ADWeaveR is an R package for transparent and reproducible integration of multi-source longitudinal Alzheimer's disease cohort data.
The package is designed for researchers who work with raw, locally stored cohort files and need a clear workflow for:
- reviewing source files and candidate ID/date fields,
- choosing merge settings such as timeline file, time window, and overlap behavior,
- aligning multimodal measurements to participant visit timelines, and
- checking post-merge coverage and complete-case availability.
ADWeaveR is intended to complement general-purpose data tools such as dplyr, tidyverse, and data.table. It is also different from curated study-specific data packages such as ADNIMERGE2 in the alzverse ecosystem. Rather than distributing pre-processed datasets, ADWeaveR provides a configurable workflow that researchers apply to their own local cohort files.
This repository currently lives at Shijia1997/ADMerge, while the package and manuscript-facing name used in documentation is ADWeaveR.
Install from GitHub:
library(devtools)
install_github("Shijia1997/ADMerge")
library(ADMerge)ADWeaveR supports a workflow with four main steps:
- Build a source table from local CSV or Excel files.
- Review and customize detected identifiers, date variables, window sizes, and overlap settings.
- Merge all selected files to a user-chosen reference timeline.
- Review the merged output with summaries, plots, and complete-case checks.
The package has been used in workflows motivated by AD cohort settings such as BIOCARD, ADNI, and AIBL-style longitudinal data organization.
- Local access to the cohort files you want to merge.
- At least one participant identifier column in each file.
- For longitudinal files, at least one usable date or visit-number variable.
- A reference file that provides the timeline used to anchor the merge.
Recommended preprocessing before building the source table:
- standardize date formats,
- harmonize participant identifiers across files,
- separate true longitudinal files from cross-sectional files, and
- apply quality-control or version restrictions before merging when needed.

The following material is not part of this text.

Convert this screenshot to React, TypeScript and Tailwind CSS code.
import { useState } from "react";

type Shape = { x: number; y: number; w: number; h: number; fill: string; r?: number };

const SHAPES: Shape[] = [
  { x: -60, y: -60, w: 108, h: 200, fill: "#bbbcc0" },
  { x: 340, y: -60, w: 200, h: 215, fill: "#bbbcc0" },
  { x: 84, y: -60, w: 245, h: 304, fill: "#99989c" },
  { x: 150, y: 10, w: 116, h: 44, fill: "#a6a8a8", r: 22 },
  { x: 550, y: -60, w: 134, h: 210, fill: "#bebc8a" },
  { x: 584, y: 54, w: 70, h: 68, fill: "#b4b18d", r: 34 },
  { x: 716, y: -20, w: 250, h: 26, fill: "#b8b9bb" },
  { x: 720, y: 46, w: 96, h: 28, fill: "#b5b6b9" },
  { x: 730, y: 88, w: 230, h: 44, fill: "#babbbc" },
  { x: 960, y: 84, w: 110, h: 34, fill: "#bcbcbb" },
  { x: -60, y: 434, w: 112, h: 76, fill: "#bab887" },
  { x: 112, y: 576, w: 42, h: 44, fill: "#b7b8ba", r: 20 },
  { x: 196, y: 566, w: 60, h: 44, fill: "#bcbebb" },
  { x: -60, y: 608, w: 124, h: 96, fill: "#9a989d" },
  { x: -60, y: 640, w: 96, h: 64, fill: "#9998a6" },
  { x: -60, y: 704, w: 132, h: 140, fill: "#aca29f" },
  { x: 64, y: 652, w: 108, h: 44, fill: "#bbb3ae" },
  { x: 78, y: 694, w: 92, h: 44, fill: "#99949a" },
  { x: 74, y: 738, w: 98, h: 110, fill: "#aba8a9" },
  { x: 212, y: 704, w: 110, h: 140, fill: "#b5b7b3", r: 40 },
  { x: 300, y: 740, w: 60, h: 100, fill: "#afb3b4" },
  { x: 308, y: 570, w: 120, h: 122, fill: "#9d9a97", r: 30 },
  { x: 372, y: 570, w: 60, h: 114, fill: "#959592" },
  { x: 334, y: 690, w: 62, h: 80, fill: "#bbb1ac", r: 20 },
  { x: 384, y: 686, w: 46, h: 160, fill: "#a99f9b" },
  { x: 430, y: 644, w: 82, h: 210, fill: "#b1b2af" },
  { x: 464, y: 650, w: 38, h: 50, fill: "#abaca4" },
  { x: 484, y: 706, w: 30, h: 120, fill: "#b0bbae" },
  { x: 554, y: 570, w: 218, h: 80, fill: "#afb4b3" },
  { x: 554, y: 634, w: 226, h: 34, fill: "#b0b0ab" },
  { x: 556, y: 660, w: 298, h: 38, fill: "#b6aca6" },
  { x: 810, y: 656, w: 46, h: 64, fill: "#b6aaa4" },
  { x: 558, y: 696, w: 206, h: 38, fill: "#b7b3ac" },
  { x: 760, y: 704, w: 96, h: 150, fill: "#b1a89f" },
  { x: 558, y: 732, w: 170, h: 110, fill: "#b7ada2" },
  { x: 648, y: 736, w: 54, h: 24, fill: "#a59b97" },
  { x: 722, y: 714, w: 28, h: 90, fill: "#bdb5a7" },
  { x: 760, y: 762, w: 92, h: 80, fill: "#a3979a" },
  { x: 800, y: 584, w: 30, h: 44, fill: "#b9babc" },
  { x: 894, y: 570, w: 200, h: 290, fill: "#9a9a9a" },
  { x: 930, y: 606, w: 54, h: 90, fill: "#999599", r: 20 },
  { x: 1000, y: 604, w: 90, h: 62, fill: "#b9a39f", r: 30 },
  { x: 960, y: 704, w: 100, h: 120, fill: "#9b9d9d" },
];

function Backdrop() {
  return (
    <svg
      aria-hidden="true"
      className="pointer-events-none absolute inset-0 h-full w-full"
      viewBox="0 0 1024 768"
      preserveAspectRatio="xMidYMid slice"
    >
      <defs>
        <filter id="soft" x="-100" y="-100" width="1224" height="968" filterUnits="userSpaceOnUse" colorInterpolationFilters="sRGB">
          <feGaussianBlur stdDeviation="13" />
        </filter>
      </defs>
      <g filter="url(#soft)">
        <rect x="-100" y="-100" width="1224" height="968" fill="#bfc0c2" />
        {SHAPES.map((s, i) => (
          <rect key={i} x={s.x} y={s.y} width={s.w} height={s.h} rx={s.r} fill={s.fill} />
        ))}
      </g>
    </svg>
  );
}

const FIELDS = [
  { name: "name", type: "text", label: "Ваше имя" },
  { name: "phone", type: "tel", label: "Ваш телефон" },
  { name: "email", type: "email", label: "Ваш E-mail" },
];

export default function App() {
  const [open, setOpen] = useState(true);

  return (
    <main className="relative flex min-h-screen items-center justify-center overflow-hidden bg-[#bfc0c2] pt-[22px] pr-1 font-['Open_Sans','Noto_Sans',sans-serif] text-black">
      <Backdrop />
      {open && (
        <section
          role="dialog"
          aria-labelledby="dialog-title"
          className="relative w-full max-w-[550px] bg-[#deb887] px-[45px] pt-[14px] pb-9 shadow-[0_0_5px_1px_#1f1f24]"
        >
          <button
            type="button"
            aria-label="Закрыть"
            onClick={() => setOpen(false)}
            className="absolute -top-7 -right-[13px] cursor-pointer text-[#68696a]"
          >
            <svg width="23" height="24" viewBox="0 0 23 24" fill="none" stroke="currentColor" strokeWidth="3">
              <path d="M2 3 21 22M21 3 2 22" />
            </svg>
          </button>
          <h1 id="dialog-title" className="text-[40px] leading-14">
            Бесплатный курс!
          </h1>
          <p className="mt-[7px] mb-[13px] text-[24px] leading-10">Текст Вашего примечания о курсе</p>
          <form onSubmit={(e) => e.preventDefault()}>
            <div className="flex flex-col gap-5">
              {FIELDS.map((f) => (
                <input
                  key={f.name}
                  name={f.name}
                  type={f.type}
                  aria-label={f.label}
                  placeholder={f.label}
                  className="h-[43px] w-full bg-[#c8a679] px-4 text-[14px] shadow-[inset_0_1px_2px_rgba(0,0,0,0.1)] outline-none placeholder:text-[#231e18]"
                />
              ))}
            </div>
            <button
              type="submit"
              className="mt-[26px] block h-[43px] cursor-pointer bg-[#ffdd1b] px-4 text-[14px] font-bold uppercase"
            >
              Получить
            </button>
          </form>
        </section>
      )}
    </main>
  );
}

src_table <- get_src_table("path_to_biomarker_files")This step scans the input directory and summarizes each file, including:
- candidate ID fields,
- candidate date fields,
- selected merge fields,
- overlap settings, and
- matching windows.
Common arguments for get_src_table() include:
path: directory containing input files.FILE_pattern: file types to scan. Default includes.csv,.xls, and.xlsx.ID_pattern: pattern used to detect candidate ID variables.DATE_pattern: pattern used to detect candidate date or visit variables.ID_usr_list: optional user-specified ID variables.DATE_usr_list: optional user-specified date variables.IS_overlap_list: whether file-specific windows are allowed to overlap.WINDOW_list: file-specific matching windows.file: optional path to save the source table as a CSV.
After generating src_table, review it carefully before merging.
In particular, check:
ID_in_fileDATE_in_fileID_for_mergeDATE_for_mergelongitudinalIS_overlapWINDOW
You can either:
- rerun
get_src_table()with user-specified settings, or - save the table, edit it externally, and load it back for merging.
ad_data <- ad_merge(
path = "path_to_biomarker_files",
DATE_type = "Date",
dict_src = src_table
)Key arguments for ad_merge():
path: directory containing the input files.DATE_type:"Date"for calendar dates or"Number"for visit-style time variables.dict_src: source table stored in R.dict_src_path: path to a saved source-table file.timeline_file: the file used as the reference timeline.timeline_path: optional explicit path to the reference file.
The merged result contains:
analysis_data: the merged long-format dataset.dict_src: the source-table configuration used for the merge.
summary(ad_data)
plot(ad_data, distn = "SCF_m1", group = "SEX")Useful post-merge tools include:
summary(): reports core information about the merged result.plot(): visualizes follow-up distributions and grouping patterns.review_complete(): checks complete visits for a chosen set of variables.plot_files(): creates interactive file-coverage plots before merging.
Example complete-case review:
complete_visits <- review_complete(
ad_data,
check_cols = c("ID_merged", "Date_timeline", "SEX", "APOECODE")
)- A non-overlapping window is often a good starting point for standard longitudinal analyses.
- Narrower windows are usually better for dense short-term follow-up.
- Wider windows may improve retention, but they also increase temporal displacement and may require sensitivity analysis.
- If multiple processing versions exist for the same modality, it is usually safer to restrict to one version unless version comparison is part of the analysis plan.
- Saving the merged output together with the source table makes the workflow easier to audit and reproduce.
This repository includes:
- package source code,
- function documentation,
- selected workflow examples and R Markdown files,
- unit tests, and
- GitHub Pages visualizations for public-facing coverage plots.
Public pages:
- ADNI coverage page: adni_plot_files.html
- BIOCARD coverage page: biocard_plot_files.html
Raw cohort data are not distributed in this repository. ADNI data require the standard ADNI access process. BIOCARD data are restricted and may require separate approval through the study framework.